━━━━━ Collected data
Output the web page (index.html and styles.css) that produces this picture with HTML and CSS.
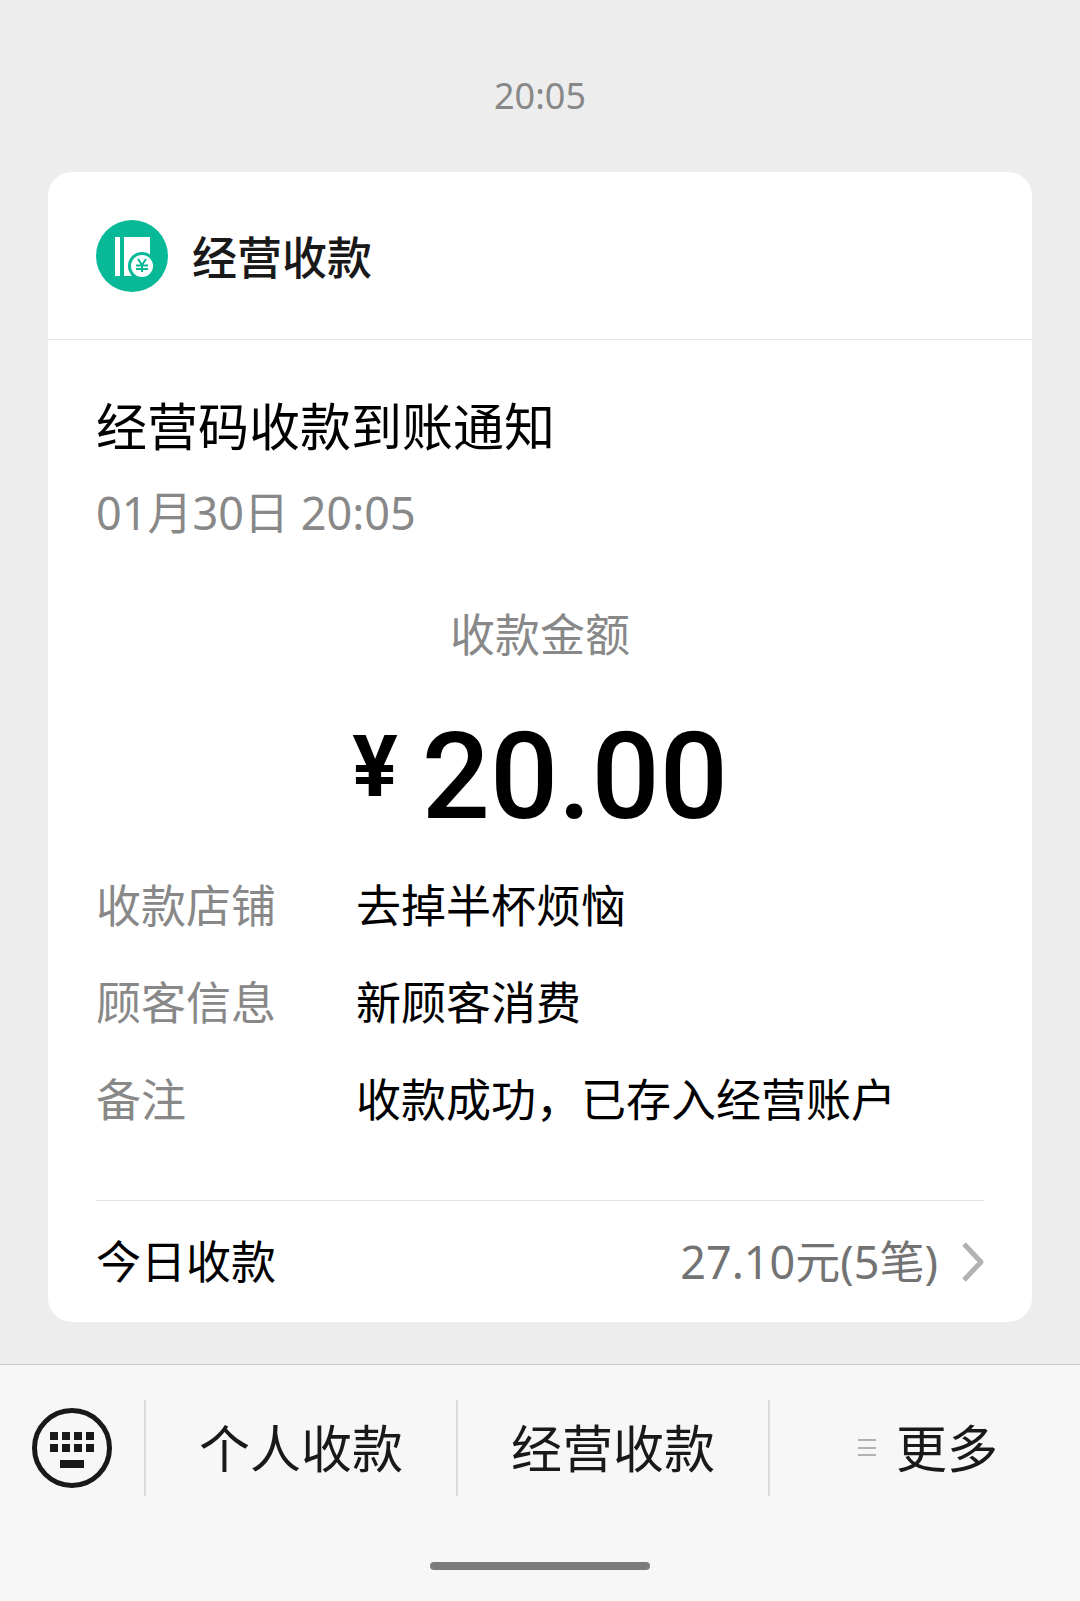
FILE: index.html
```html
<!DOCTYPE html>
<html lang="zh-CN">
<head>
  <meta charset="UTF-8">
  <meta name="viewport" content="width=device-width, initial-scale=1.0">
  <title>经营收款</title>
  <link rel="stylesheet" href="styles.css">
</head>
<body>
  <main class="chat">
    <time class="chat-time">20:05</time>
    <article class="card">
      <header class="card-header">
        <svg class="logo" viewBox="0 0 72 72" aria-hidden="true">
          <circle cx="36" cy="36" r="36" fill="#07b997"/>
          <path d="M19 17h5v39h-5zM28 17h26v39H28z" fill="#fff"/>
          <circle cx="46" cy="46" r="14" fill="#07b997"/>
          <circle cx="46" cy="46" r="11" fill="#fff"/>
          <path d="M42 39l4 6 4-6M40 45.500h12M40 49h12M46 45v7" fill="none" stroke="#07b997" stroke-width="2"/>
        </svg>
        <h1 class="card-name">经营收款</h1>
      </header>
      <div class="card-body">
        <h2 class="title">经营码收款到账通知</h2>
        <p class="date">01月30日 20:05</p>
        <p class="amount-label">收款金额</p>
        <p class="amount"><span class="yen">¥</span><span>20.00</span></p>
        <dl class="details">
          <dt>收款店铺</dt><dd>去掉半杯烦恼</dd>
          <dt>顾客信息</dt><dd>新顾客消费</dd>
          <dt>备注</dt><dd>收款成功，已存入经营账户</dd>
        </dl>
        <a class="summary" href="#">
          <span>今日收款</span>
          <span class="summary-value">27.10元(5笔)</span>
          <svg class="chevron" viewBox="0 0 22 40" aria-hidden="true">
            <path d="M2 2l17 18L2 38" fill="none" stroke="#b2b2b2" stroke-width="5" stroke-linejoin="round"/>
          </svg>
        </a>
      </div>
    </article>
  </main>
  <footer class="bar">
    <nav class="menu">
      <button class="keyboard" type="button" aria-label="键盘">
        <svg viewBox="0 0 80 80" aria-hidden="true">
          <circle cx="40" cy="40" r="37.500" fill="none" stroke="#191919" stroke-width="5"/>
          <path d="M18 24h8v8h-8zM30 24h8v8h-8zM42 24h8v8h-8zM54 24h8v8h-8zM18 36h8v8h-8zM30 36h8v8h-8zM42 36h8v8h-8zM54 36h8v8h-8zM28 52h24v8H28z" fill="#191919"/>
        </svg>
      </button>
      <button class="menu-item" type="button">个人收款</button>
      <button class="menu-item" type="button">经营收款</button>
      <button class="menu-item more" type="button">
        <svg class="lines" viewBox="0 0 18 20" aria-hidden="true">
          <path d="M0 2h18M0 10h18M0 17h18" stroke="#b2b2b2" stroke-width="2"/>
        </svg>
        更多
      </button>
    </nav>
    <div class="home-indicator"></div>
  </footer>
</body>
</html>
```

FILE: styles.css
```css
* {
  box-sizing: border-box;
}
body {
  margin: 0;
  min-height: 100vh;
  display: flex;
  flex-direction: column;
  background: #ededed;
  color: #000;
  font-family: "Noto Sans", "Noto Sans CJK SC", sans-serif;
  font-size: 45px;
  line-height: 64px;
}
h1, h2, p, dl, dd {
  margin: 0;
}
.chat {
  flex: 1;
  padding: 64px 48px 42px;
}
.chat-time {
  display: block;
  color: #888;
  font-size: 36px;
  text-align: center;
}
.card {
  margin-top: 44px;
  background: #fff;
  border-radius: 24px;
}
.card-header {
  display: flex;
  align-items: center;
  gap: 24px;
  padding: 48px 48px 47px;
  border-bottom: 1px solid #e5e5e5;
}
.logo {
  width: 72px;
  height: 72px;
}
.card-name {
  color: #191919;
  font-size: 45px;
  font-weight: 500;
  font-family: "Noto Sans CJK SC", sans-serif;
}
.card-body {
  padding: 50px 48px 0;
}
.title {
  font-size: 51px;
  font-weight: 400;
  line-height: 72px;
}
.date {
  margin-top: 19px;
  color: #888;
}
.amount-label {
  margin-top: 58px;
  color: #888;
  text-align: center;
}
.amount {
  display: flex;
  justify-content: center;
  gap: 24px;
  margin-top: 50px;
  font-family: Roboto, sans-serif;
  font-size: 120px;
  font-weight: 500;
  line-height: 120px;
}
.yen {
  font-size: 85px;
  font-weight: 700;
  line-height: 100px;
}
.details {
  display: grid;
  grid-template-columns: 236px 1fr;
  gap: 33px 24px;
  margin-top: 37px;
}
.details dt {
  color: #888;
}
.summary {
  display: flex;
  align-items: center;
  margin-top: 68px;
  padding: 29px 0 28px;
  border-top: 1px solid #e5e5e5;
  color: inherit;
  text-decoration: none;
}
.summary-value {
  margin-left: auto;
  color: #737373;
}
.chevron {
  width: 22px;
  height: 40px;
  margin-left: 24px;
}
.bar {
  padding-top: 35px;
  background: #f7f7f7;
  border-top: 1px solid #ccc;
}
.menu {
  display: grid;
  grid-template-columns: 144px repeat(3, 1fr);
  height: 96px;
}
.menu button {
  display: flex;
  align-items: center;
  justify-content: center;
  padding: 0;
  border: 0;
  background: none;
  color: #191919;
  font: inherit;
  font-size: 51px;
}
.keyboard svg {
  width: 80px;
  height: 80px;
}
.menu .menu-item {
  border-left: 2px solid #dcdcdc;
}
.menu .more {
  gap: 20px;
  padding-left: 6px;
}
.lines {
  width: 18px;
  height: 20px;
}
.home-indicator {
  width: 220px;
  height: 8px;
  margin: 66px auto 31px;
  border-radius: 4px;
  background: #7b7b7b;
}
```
━━━━━━━━━━
### [Written instruction]
Go through the data above and transcribe it in full, omitting any image.

### [The response]
Output the web page (index.html and styles.css) that produces this picture with HTML and CSS.
FILE: index.html
```html
<!DOCTYPE html>
<html lang="zh-CN">
<head>
  <meta charset="UTF-8">
  <meta name="viewport" content="width=device-width, initial-scale=1.0">
  <title>经营收款</title>
  <link rel="stylesheet" href="styles.css">
</head>
<body>
  <main class="chat">
    <time class="chat-time">20:05</time>
    <article class="card">
      <header class="card-header">
        <svg class="logo" viewBox="0 0 72 72" aria-hidden="true">
          <circle cx="36" cy="36" r="36" fill="#07b997"/>
          <path d="M19 17h5v39h-5zM28 17h26v39H28z" fill="#fff"/>
          <circle cx="46" cy="46" r="14" fill="#07b997"/>
          <circle cx="46" cy="46" r="11" fill="#fff"/>
          <path d="M42 39l4 6 4-6M40 45.500h12M40 49h12M46 45v7" fill="none" stroke="#07b997" stroke-width="2"/>
        </svg>
        <h1 class="card-name">经营收款</h1>
      </header>
      <div class="card-body">
        <h2 class="title">经营码收款到账通知</h2>
        <p class="date">01月30日 20:05</p>
        <p class="amount-label">收款金额</p>
        <p class="amount"><span class="yen">¥</span><span>20.00</span></p>
        <dl class="details">
          <dt>收款店铺</dt><dd>去掉半杯烦恼</dd>
          <dt>顾客信息</dt><dd>新顾客消费</dd>
          <dt>备注</dt><dd>收款成功，已存入经营账户</dd>
        </dl>
        <a class="summary" href="#">
          <span>今日收款</span>
          <span class="summary-value">27.10元(5笔)</span>
          <svg class="chevron" viewBox="0 0 22 40" aria-hidden="true">
            <path d="M2 2l17 18L2 38" fill="none" stroke="#b2b2b2" stroke-width="5" stroke-linejoin="round"/>
          </svg>
        </a>
      </div>
    </article>
  </main>
  <footer class="bar">
    <nav class="menu">
      <button class="keyboard" type="button" aria-label="键盘">
        <svg viewBox="0 0 80 80" aria-hidden="true">
          <circle cx="40" cy="40" r="37.500" fill="none" stroke="#191919" stroke-width="5"/>
          <path d="M18 24h8v8h-8zM30 24h8v8h-8zM42 24h8v8h-8zM54 24h8v8h-8zM18 36h8v8h-8zM30 36h8v8h-8zM42 36h8v8h-8zM54 36h8v8h-8zM28 52h24v8H28z" fill="#191919"/>
        </svg>
      </button>
      <button class="menu-item" type="button">个人收款</button>
      <button class="menu-item" type="button">经营收款</button>
      <button class="menu-item more" type="button">
        <svg class="lines" viewBox="0 0 18 20" aria-hidden="true">
          <path d="M0 2h18M0 10h18M0 17h18" stroke="#b2b2b2" stroke-width="2"/>
        </svg>
        更多
      </button>
    </nav>
    <div class="home-indicator"></div>
  </footer>
</body>
</html>
```

FILE: styles.css
```css
* {
  box-sizing: border-box;
}
body {
  margin: 0;
  min-height: 100vh;
  display: flex;
  flex-direction: column;
  background: #ededed;
  color: #000;
  font-family: "Noto Sans", "Noto Sans CJK SC", sans-serif;
  font-size: 45px;
  line-height: 64px;
}
h1, h2, p, dl, dd {
  margin: 0;
}
.chat {
  flex: 1;
  padding: 64px 48px 42px;
}
.chat-time {
  display: block;
  color: #888;
  font-size: 36px;
  text-align: center;
}
.card {
  margin-top: 44px;
  background: #fff;
  border-radius: 24px;
}
.card-header {
  display: flex;
  align-items: center;
  gap: 24px;
  padding: 48px 48px 47px;
  border-bottom: 1px solid #e5e5e5;
}
.logo {
  width: 72px;
  height: 72px;
}
.card-name {
  color: #191919;
  font-size: 45px;
  font-weight: 500;
  font-family: "Noto Sans CJK SC", sans-serif;
}
.card-body {
  padding: 50px 48px 0;
}
.title {
  font-size: 51px;
  font-weight: 400;
  line-height: 72px;
}
.date {
  margin-top: 19px;
  color: #888;
}
.amount-label {
  margin-top: 58px;
  color: #888;
  text-align: center;
}
.amount {
  display: flex;
  justify-content: center;
  gap: 24px;
  margin-top: 50px;
  font-family: Roboto, sans-serif;
  font-size: 120px;
  font-weight: 500;
  line-height: 120px;
}
.yen {
  font-size: 85px;
  font-weight: 700;
  line-height: 100px;
}
.details {
  display: grid;
  grid-template-columns: 236px 1fr;
  gap: 33px 24px;
  margin-top: 37px;
}
.details dt {
  color: #888;
}
.summary {
  display: flex;
  align-items: center;
  margin-top: 68px;
  padding: 29px 0 28px;
  border-top: 1px solid #e5e5e5;
  color: inherit;
  text-decoration: none;
}
.summary-value {
  margin-left: auto;
  color: #737373;
}
.chevron {
  width: 22px;
  height: 40px;
  margin-left: 24px;
}
.bar {
  padding-top: 35px;
  background: #f7f7f7;
  border-top: 1px solid #ccc;
}
.menu {
  display: grid;
  grid-template-columns: 144px repeat(3, 1fr);
  height: 96px;
}
.menu button {
  display: flex;
  align-items: center;
  justify-content: center;
  padding: 0;
  border: 0;
  background: none;
  color: #191919;
  font: inherit;
  font-size: 51px;
}
.keyboard svg {
  width: 80px;
  height: 80px;
}
.menu .menu-item {
  border-left: 2px solid #dcdcdc;
}
.menu .more {
  gap: 20px;
  padding-left: 6px;
}
.lines {
  width: 18px;
  height: 20px;
}
.home-indicator {
  width: 220px;
  height: 8px;
  margin: 66px auto 31px;
  border-radius: 4px;
  background: #7b7b7b;
}
```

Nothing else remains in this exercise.